Frédéric Bourgeois de Mercey (20 May 1803, Paris – 6 September 1860, La Faloise) was a French painter, art critic, travel writer, and novelist.

== Biography ==
His father was Louis-Frédéric Bourgeois de Mercey, a property manager, originally from Lorraine. He was interested in landscape art; travelling throughout northwestern Europe from 1828 and becoming the first person to climb the Schalfkogel in 1830. During his travels, he created albums of sketches, and many of the paintings that resulted were purchased by the nobility.

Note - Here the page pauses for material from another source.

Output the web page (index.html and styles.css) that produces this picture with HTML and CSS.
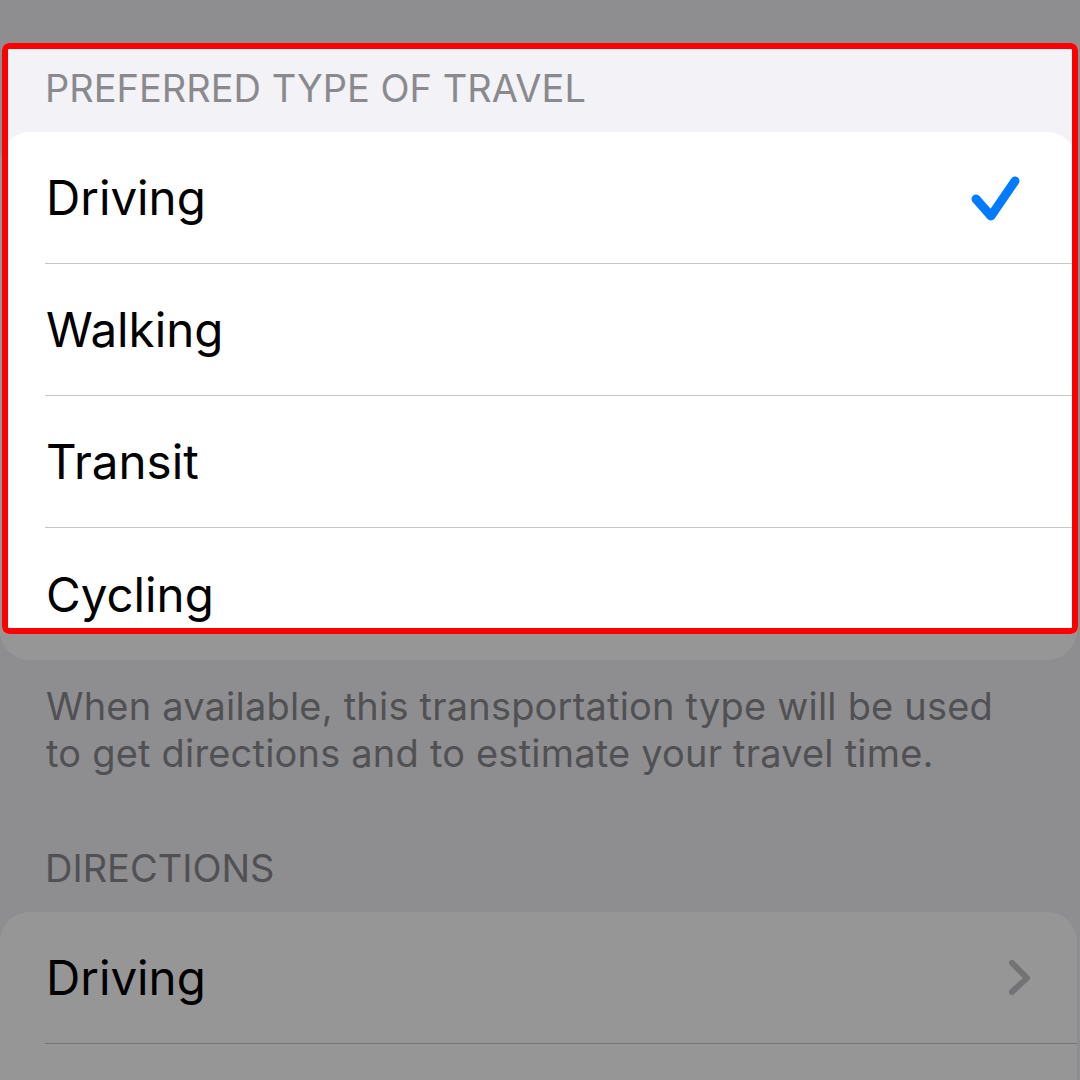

From 1831, he was a regular exhibitor of landscapes at the Salon, where he received a second-class medal in 1838. That same year, he married Anna Morgan, with whom he had two sons. In the late 1840s, a progressive eye disease gradually forced him to abandon painting as a regular pursuit. His last, small, exhibition was in 1857.

From 1833 to 1848, he was a contributor to numerous periodicals; including the Revue des deux Mondes, the Revue de Paris (as "Frédéric de la Faloise"), and L'Artiste (as "Le Genevais").

Meanwhile, in 1840, he had joined the Ministry of the Interior. There, he served as head of the Department of Fine Arts. In 1843, he was named a Knight in the Legion of Honor. He transferred to the Ministry of State in 1852, where he held a similar position; head of the Division of Fine Arts.

In 1855, he was the general curator for the French exhibit at the Exposition Universelle, and also served on the jury. He was elected to the Académie des Beaux-Arts in 1859, where he took Seat #9 in the "Unattached" section.